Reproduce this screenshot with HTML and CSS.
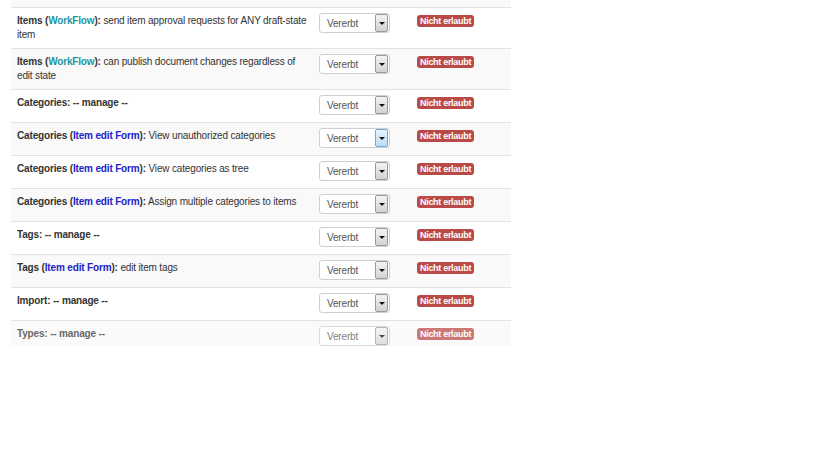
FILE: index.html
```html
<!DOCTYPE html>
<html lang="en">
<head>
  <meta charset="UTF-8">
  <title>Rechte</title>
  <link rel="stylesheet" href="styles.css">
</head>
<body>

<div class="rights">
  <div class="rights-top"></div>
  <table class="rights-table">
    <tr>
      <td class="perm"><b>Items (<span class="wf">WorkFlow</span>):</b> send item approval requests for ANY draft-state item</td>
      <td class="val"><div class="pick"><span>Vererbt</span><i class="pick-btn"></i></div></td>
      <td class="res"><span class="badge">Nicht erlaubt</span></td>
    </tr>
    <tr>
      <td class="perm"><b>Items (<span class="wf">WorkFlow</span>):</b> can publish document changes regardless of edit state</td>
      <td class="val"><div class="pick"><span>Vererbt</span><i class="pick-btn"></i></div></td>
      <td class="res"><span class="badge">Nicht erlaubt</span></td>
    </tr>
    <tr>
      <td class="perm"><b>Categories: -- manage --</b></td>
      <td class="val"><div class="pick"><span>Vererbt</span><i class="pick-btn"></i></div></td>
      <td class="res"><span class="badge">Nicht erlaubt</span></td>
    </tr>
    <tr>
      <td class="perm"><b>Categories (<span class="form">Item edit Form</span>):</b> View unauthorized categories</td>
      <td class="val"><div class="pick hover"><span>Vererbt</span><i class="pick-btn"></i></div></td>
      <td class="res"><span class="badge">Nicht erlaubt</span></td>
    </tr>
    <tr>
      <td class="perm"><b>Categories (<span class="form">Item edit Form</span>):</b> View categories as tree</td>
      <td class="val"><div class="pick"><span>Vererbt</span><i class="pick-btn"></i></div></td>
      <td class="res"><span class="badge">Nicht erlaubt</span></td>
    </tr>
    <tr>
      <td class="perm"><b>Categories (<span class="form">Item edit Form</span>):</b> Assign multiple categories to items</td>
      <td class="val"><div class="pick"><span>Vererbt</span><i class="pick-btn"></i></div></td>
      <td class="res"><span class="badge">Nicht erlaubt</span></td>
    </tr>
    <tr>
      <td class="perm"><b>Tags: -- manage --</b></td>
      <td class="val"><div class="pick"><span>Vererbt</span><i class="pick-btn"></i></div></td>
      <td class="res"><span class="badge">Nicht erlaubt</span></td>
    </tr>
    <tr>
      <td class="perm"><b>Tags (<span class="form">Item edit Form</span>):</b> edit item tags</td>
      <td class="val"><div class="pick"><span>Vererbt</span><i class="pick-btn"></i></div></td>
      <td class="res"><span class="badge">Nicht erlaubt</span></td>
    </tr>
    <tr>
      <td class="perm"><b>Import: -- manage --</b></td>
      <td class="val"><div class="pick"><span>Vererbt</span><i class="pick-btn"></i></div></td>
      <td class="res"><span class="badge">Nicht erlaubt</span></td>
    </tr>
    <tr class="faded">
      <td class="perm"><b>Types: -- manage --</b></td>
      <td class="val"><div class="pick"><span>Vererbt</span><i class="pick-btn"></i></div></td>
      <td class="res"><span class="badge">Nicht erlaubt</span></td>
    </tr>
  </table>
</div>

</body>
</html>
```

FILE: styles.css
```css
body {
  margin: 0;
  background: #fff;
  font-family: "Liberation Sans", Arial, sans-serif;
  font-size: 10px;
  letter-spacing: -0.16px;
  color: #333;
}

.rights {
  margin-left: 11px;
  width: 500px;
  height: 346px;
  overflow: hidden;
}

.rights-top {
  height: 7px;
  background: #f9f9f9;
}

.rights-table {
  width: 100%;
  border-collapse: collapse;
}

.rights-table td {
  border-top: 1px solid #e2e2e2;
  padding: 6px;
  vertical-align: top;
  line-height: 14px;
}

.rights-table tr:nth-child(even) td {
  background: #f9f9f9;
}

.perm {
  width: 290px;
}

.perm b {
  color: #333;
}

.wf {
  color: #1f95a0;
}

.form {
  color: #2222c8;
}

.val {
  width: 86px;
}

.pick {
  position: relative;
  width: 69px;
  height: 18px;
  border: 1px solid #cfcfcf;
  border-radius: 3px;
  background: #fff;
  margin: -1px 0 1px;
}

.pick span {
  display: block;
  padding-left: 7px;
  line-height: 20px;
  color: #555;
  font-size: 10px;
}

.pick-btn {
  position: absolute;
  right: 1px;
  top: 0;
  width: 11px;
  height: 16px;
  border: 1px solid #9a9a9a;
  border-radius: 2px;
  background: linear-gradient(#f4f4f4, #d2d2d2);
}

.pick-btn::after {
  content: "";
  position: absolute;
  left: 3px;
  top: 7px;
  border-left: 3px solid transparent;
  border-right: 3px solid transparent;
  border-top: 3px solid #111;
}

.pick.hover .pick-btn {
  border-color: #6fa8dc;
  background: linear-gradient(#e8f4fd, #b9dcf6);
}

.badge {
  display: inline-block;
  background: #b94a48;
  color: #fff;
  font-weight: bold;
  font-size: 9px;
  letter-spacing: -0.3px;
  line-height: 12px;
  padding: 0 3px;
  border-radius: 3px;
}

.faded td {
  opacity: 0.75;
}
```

________________

Omit every picture while copying the listing above exactly.

OUTPUT FOR THIS EXERCISE -
Reproduce this screenshot with HTML and CSS.
FILE: index.html
```html
<!DOCTYPE html>
<html lang="en">
<head>
  <meta charset="UTF-8">
  <title>Rechte</title>
  <link rel="stylesheet" href="styles.css">
</head>
<body>

<div class="rights">
  <div class="rights-top"></div>
  <table class="rights-table">
    <tr>
      <td class="perm"><b>Items (<span class="wf">WorkFlow</span>):</b> send item approval requests for ANY draft-state item</td>
      <td class="val"><div class="pick"><span>Vererbt</span><i class="pick-btn"></i></div></td>
      <td class="res"><span class="badge">Nicht erlaubt</span></td>
    </tr>
    <tr>
      <td class="perm"><b>Items (<span class="wf">WorkFlow</span>):</b> can publish document changes regardless of edit state</td>
      <td class="val"><div class="pick"><span>Vererbt</span><i class="pick-btn"></i></div></td>
      <td class="res"><span class="badge">Nicht erlaubt</span></td>
    </tr>
    <tr>
      <td class="perm"><b>Categories: -- manage --</b></td>
      <td class="val"><div class="pick"><span>Vererbt</span><i class="pick-btn"></i></div></td>
      <td class="res"><span class="badge">Nicht erlaubt</span></td>
    </tr>
    <tr>
      <td class="perm"><b>Categories (<span class="form">Item edit Form</span>):</b> View unauthorized categories</td>
      <td class="val"><div class="pick hover"><span>Vererbt</span><i class="pick-btn"></i></div></td>
      <td class="res"><span class="badge">Nicht erlaubt</span></td>
    </tr>
    <tr>
      <td class="perm"><b>Categories (<span class="form">Item edit Form</span>):</b> View categories as tree</td>
      <td class="val"><div class="pick"><span>Vererbt</span><i class="pick-btn"></i></div></td>
      <td class="res"><span class="badge">Nicht erlaubt</span></td>
    </tr>
    <tr>
      <td class="perm"><b>Categories (<span class="form">Item edit Form</span>):</b> Assign multiple categories to items</td>
      <td class="val"><div class="pick"><span>Vererbt</span><i class="pick-btn"></i></div></td>
      <td class="res"><span class="badge">Nicht erlaubt</span></td>
    </tr>
    <tr>
      <td class="perm"><b>Tags: -- manage --</b></td>
      <td class="val"><div class="pick"><span>Vererbt</span><i class="pick-btn"></i></div></td>
      <td class="res"><span class="badge">Nicht erlaubt</span></td>
    </tr>
    <tr>
      <td class="perm"><b>Tags (<span class="form">Item edit Form</span>):</b> edit item tags</td>
      <td class="val"><div class="pick"><span>Vererbt</span><i class="pick-btn"></i></div></td>
      <td class="res"><span class="badge">Nicht erlaubt</span></td>
    </tr>
    <tr>
      <td class="perm"><b>Import: -- manage --</b></td>
      <td class="val"><div class="pick"><span>Vererbt</span><i class="pick-btn"></i></div></td>
      <td class="res"><span class="badge">Nicht erlaubt</span></td>
    </tr>
    <tr class="faded">
      <td class="perm"><b>Types: -- manage --</b></td>
      <td class="val"><div class="pick"><span>Vererbt</span><i class="pick-btn"></i></div></td>
      <td class="res"><span class="badge">Nicht erlaubt</span></td>
    </tr>
  </table>
</div>

</body>
</html>
```

FILE: styles.css
```css
body {
  margin: 0;
  background: #fff;
  font-family: "Liberation Sans", Arial, sans-serif;
  font-size: 10px;
  letter-spacing: -0.16px;
  color: #333;
}

.rights {
  margin-left: 11px;
  width: 500px;
  height: 346px;
  overflow: hidden;
}

.rights-top {
  height: 7px;
  background: #f9f9f9;
}

.rights-table {
  width: 100%;
  border-collapse: collapse;
}

.rights-table td {
  border-top: 1px solid #e2e2e2;
  padding: 6px;
  vertical-align: top;
  line-height: 14px;
}

.rights-table tr:nth-child(even) td {
  background: #f9f9f9;
}

.perm {
  width: 290px;
}

.perm b {
  color: #333;
}

.wf {
  color: #1f95a0;
}

.form {
  color: #2222c8;
}

.val {
  width: 86px;
}

.pick {
  position: relative;
  width: 69px;
  height: 18px;
  border: 1px solid #cfcfcf;
  border-radius: 3px;
  background: #fff;
  margin: -1px 0 1px;
}

.pick span {
  display: block;
  padding-left: 7px;
  line-height: 20px;
  color: #555;
  font-size: 10px;
}

.pick-btn {
  position: absolute;
  right: 1px;
  top: 0;
  width: 11px;
  height: 16px;
  border: 1px solid #9a9a9a;
  border-radius: 2px;
  background: linear-gradient(#f4f4f4, #d2d2d2);
}

.pick-btn::after {
  content: "";
  position: absolute;
  left: 3px;
  top: 7px;
  border-left: 3px solid transparent;
  border-right: 3px solid transparent;
  border-top: 3px solid #111;
}

.pick.hover .pick-btn {
  border-color: #6fa8dc;
  background: linear-gradient(#e8f4fd, #b9dcf6);
}

.badge {
  display: inline-block;
  background: #b94a48;
  color: #fff;
  font-weight: bold;
  font-size: 9px;
  letter-spacing: -0.3px;
  line-height: 12px;
  padding: 0 3px;
  border-radius: 3px;
}

.faded td {
  opacity: 0.75;
}
```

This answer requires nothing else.